Отечественная история
Отечественная история
К середине IX века (согласно летописной хронологии в 862 году) на севере европейской России сложился союз восточно-славянских, финно-угорских и ба... читать далее »
Статьи по Отечественной истории
30.10.2012 10:56

Лагерь ананасов и террора. Отечественная история. Статьи.

Лагерь ананасов и террора
3 октября (21 сентября по старому стилю) 1812 года основные силы русской армии, совершив блистательный марш-манёвр, расположились лагерем в 80 верстах к юго-западу от Москвы. В боевых действиях наступила длительная пауза, которая окажется фатальной для Наполеона, благотворной для войск Кутузова и кошмарной для жителей села Тарутино и окрестных территорий.

Октябрь внёс перелом в ход войны. Наполеон явно засиделся в Москве, где в тщетном ожидании просьбы о мире со стороны Александра I провёл 36 дней, с 14 сентября по 19 октября. Столь долгое пребывание на пепелище император назовёт позднее «величайшей ошибкой» жизни, заметив, что следовало уходить из древней русской столицы сразу, «на другой же день по Калужской дороге». По мнению Дениса Давыдова, если бы Бонапарт покинул Москву хотя бы двумя неделями раньше, он бы избежал постигшей его катастрофы. Тогда Кутузов не успел бы оздоровить обескровленную на Бородинском поле армию, а холода не настигли бы французов раньше Смоленска или даже Березины.

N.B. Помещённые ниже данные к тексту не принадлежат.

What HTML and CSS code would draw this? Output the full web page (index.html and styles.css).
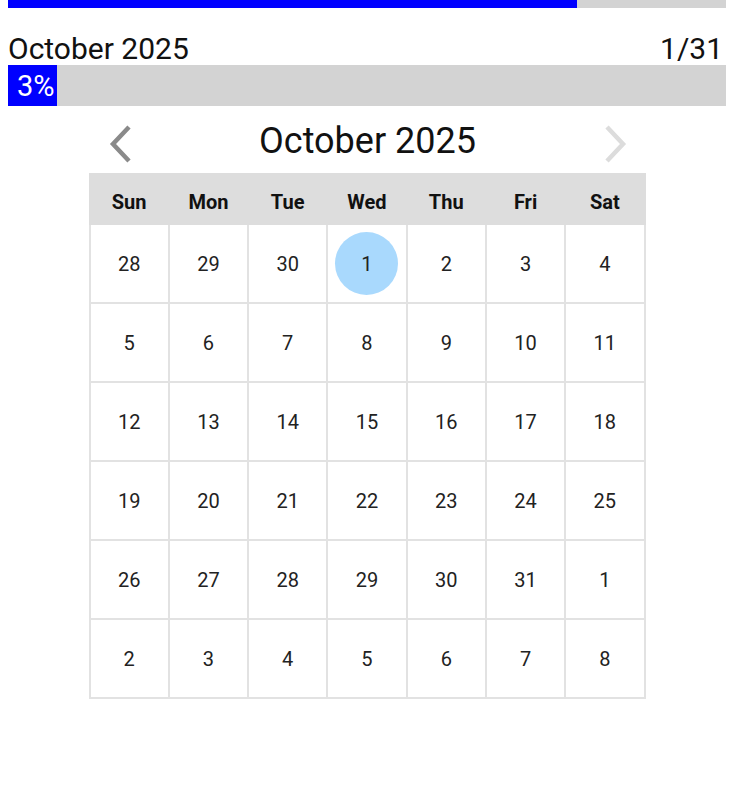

«Бонапарте с гвардией всё остаётся ещё посреди развалин города, — отмечал 28 сентября английский наблюдатель Роберт Вильсон. — Пленных продолжают приводить в большом числе; они единогласно говорят, что ошиблись в ожидании своём при вступлении в Москву, и об общем неудовольствии, что обещание скорого мира вовсе не исполняется. Французская армия убавилась вполовину против первоначальной своей силы...»

«Хитрая лиса Кутузов»

В русском стане дела шли тоже не бог весть как. С потерей Москвы войска пережили нравственный шок, который повлёк за собой упадок морального духа, рост мародёрства и дезертирства. «Побеги солдат весьма увеличились, — писал историк Александр Михайловский-Данилевский. — В один день переловили их четыре тысячи».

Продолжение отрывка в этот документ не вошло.